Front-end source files
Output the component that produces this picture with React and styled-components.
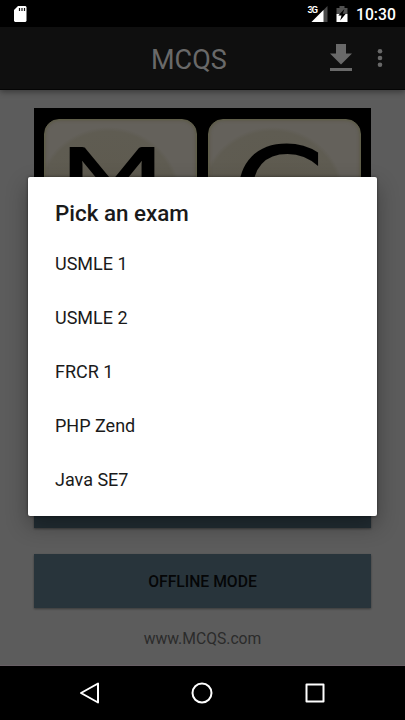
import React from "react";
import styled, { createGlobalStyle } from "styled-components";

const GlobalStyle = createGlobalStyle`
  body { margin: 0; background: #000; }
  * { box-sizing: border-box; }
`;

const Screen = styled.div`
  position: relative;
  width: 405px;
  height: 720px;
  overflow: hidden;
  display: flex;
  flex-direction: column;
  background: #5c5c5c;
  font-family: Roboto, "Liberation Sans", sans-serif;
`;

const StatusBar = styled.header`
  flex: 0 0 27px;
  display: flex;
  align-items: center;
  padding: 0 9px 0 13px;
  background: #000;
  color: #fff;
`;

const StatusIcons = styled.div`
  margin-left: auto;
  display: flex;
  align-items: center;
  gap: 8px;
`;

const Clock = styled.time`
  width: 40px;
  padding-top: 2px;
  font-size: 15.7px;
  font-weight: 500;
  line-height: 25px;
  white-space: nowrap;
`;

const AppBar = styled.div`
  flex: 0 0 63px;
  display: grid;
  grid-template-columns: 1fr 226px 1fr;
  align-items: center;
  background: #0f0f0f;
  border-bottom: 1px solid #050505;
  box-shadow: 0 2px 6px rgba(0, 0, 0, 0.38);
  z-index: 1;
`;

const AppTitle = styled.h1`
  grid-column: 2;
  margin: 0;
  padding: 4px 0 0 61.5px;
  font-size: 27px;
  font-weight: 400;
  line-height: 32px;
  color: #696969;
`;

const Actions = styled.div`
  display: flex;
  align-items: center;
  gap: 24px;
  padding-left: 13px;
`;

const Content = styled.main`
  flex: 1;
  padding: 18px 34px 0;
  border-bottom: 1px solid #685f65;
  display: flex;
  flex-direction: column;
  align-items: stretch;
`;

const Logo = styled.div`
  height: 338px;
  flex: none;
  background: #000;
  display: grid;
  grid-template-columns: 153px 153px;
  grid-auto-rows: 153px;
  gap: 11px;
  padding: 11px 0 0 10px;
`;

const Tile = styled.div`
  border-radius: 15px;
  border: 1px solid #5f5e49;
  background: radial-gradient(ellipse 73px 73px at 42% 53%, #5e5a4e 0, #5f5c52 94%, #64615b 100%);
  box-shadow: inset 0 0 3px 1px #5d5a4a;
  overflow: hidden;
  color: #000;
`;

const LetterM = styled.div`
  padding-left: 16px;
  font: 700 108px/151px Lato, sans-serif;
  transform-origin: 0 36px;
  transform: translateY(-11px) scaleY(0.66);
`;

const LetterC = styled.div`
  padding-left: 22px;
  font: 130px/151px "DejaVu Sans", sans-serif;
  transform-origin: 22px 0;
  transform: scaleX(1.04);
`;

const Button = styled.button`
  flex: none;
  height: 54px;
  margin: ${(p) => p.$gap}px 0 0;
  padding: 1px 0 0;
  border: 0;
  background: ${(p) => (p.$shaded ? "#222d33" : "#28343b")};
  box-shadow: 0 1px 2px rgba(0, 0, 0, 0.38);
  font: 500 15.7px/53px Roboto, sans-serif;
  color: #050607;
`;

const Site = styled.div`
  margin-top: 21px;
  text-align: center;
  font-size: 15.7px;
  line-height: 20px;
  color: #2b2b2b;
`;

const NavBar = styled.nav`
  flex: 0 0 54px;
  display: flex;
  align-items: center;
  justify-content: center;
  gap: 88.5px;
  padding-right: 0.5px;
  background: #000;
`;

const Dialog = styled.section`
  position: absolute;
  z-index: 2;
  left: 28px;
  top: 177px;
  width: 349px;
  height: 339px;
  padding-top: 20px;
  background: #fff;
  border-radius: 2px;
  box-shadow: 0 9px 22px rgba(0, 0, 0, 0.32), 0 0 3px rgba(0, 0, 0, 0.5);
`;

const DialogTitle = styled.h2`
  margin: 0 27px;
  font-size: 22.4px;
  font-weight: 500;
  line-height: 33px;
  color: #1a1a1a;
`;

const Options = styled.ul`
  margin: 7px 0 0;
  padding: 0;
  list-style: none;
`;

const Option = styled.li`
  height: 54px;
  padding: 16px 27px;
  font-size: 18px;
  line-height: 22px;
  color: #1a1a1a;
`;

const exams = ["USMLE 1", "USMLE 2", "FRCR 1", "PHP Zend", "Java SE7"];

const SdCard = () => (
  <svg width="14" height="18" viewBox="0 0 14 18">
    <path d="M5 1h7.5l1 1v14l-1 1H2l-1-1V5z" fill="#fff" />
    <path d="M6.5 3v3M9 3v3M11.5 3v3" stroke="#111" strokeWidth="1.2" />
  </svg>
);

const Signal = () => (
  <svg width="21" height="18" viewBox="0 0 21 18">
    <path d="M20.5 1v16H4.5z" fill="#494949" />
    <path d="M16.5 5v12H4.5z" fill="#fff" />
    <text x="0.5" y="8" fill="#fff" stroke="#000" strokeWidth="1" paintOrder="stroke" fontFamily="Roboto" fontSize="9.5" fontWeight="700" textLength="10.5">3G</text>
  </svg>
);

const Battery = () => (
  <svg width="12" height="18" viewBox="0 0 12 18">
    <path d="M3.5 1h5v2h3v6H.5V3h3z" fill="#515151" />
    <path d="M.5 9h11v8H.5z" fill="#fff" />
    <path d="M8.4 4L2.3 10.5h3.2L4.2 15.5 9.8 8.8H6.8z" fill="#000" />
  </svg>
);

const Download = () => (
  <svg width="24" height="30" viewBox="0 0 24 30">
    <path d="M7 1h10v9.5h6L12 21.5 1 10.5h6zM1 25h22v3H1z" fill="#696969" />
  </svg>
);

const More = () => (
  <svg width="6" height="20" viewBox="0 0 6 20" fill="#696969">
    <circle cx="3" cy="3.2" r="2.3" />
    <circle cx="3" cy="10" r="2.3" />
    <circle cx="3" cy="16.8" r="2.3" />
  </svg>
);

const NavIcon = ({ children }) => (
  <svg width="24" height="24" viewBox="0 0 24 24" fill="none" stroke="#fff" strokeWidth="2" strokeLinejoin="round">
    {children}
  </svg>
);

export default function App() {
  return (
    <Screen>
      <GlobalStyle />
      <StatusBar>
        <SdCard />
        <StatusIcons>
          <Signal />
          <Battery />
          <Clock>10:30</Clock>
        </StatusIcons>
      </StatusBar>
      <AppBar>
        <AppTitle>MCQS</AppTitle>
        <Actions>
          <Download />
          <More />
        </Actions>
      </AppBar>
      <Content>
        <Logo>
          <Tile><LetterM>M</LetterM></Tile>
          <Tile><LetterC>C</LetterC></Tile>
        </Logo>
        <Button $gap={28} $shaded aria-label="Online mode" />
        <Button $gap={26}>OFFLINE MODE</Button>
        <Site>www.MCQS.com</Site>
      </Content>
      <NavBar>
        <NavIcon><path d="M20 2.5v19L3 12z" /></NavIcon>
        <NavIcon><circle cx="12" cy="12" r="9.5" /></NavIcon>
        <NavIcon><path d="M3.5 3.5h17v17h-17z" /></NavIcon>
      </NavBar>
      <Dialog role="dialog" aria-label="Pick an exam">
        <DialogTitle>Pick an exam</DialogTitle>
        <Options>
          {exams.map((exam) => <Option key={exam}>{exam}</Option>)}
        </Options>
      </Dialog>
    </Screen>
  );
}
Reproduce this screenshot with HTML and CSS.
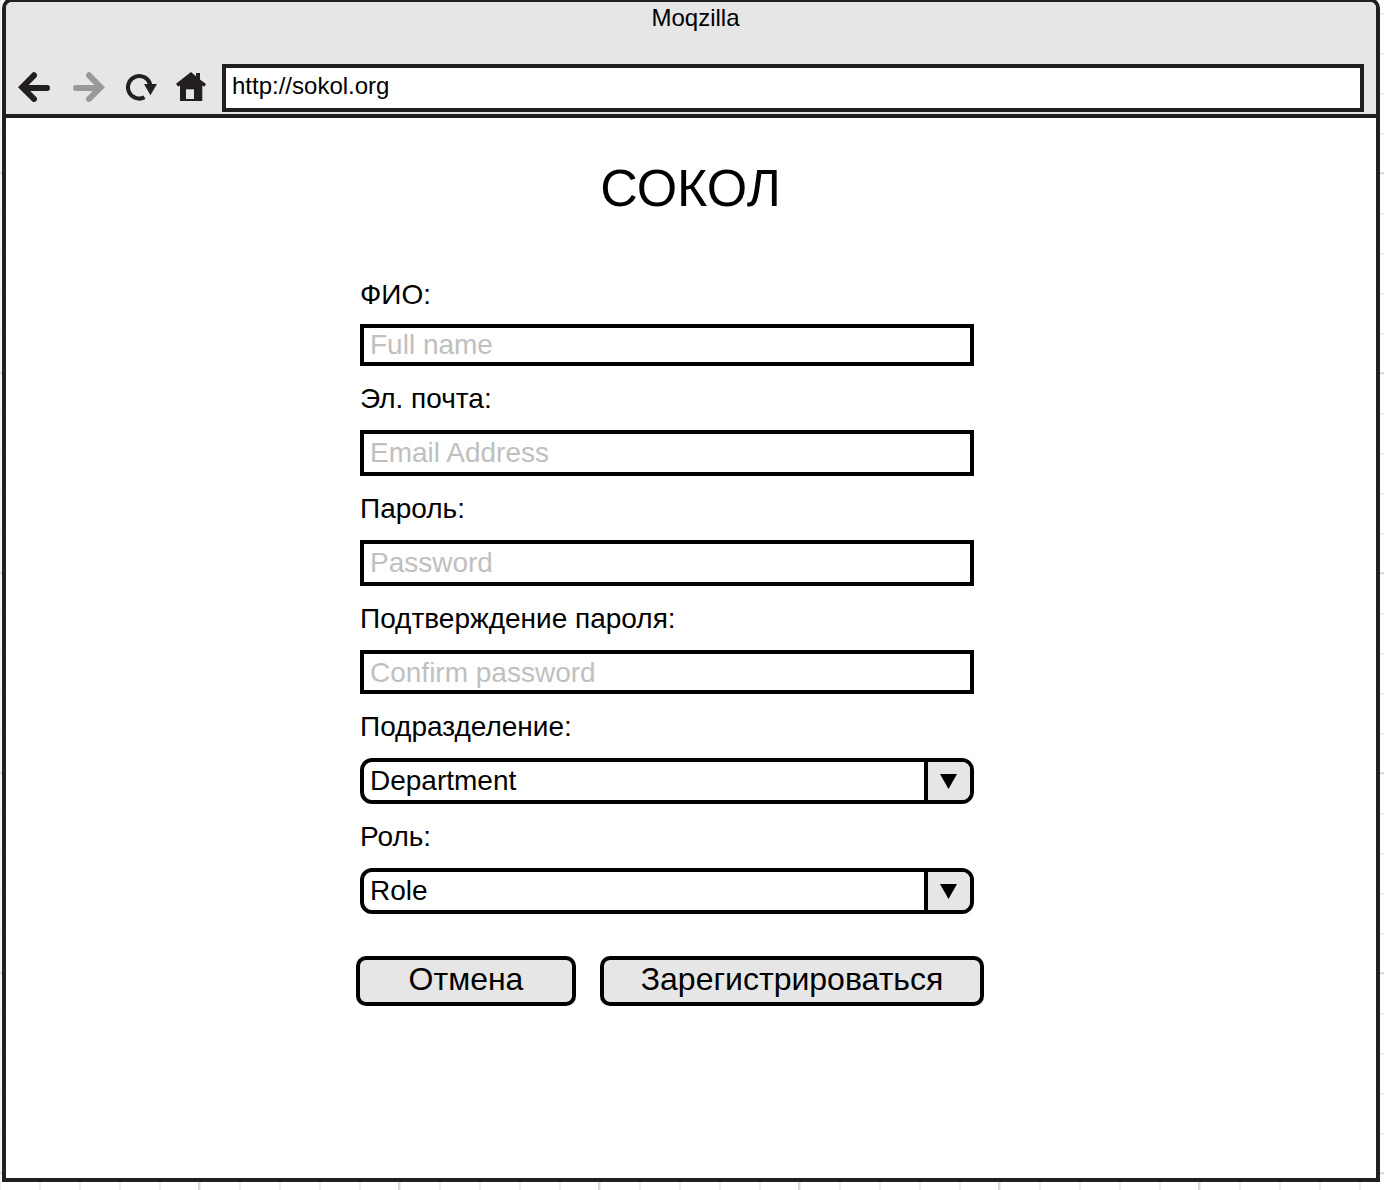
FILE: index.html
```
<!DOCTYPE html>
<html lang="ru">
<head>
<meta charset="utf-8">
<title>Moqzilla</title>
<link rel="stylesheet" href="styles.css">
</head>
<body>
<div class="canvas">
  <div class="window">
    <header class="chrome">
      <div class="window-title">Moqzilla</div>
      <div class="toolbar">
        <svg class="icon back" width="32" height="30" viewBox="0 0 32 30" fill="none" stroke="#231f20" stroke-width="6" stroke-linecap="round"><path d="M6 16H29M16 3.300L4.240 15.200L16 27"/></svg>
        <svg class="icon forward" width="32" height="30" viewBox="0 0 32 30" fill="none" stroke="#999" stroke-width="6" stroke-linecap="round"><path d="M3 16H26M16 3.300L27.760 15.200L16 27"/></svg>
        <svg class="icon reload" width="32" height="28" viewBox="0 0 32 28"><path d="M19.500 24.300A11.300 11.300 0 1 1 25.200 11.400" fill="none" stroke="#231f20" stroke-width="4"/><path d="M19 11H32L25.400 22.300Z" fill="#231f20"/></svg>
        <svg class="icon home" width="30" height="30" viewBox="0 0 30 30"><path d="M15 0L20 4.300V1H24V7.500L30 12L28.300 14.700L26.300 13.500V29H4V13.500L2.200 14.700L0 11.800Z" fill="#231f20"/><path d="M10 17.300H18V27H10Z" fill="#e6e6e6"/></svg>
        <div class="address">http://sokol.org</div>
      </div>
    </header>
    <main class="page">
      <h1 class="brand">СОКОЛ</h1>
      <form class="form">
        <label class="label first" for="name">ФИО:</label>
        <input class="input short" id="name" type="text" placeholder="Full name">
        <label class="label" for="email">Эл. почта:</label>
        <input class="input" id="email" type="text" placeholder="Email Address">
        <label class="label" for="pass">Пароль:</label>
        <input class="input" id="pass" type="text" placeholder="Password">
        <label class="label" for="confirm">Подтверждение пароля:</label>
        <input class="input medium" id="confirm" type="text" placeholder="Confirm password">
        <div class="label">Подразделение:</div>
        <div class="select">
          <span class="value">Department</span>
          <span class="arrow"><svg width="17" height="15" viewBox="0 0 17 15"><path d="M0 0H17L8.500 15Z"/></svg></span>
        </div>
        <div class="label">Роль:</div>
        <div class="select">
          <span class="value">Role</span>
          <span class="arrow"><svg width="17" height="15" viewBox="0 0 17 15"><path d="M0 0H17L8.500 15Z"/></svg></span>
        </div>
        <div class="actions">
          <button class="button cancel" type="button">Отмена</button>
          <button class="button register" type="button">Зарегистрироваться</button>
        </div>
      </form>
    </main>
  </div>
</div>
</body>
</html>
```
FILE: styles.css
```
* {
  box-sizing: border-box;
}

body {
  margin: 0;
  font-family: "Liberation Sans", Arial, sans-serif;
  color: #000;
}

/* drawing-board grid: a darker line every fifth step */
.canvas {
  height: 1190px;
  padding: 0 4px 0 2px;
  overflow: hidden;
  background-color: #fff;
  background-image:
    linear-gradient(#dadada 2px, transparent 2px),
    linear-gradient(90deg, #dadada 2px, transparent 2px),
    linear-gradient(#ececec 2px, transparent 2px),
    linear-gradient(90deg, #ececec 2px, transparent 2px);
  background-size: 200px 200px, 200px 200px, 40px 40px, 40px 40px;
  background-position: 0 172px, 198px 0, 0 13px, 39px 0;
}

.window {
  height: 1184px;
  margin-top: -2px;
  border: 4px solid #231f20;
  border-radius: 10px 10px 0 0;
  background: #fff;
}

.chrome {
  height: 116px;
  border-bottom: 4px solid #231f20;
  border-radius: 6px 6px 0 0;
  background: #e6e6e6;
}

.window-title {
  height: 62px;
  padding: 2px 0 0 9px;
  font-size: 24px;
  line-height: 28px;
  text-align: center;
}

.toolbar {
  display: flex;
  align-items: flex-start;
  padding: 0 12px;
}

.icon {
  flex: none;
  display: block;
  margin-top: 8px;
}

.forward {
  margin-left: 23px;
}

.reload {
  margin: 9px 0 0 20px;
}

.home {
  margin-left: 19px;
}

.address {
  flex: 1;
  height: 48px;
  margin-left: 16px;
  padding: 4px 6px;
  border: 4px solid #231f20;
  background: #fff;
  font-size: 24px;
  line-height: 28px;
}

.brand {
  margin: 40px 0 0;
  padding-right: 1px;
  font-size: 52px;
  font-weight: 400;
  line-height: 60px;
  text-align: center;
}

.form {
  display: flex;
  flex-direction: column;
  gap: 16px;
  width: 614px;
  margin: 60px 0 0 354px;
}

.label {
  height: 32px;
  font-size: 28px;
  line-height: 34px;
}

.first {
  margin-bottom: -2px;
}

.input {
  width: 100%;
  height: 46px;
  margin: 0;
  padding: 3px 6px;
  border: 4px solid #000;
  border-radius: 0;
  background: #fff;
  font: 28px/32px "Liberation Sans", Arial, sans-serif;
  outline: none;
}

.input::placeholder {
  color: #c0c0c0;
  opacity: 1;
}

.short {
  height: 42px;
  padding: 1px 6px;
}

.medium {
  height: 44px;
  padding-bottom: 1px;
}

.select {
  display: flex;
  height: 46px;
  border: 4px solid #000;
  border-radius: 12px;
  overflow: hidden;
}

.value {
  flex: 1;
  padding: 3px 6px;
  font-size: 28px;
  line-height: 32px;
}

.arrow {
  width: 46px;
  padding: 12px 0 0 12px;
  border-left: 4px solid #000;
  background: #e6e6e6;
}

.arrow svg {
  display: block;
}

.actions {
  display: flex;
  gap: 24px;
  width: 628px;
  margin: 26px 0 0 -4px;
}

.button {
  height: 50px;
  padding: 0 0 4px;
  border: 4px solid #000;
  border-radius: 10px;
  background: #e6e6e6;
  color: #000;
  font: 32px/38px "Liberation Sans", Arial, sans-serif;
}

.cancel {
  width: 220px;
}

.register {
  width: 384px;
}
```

### Your instructions
Take every line above carrying "with" and return it.

### Written response
Output the component that produces this picture with React and styled-components.
Reproduce this screenshot with HTML and CSS.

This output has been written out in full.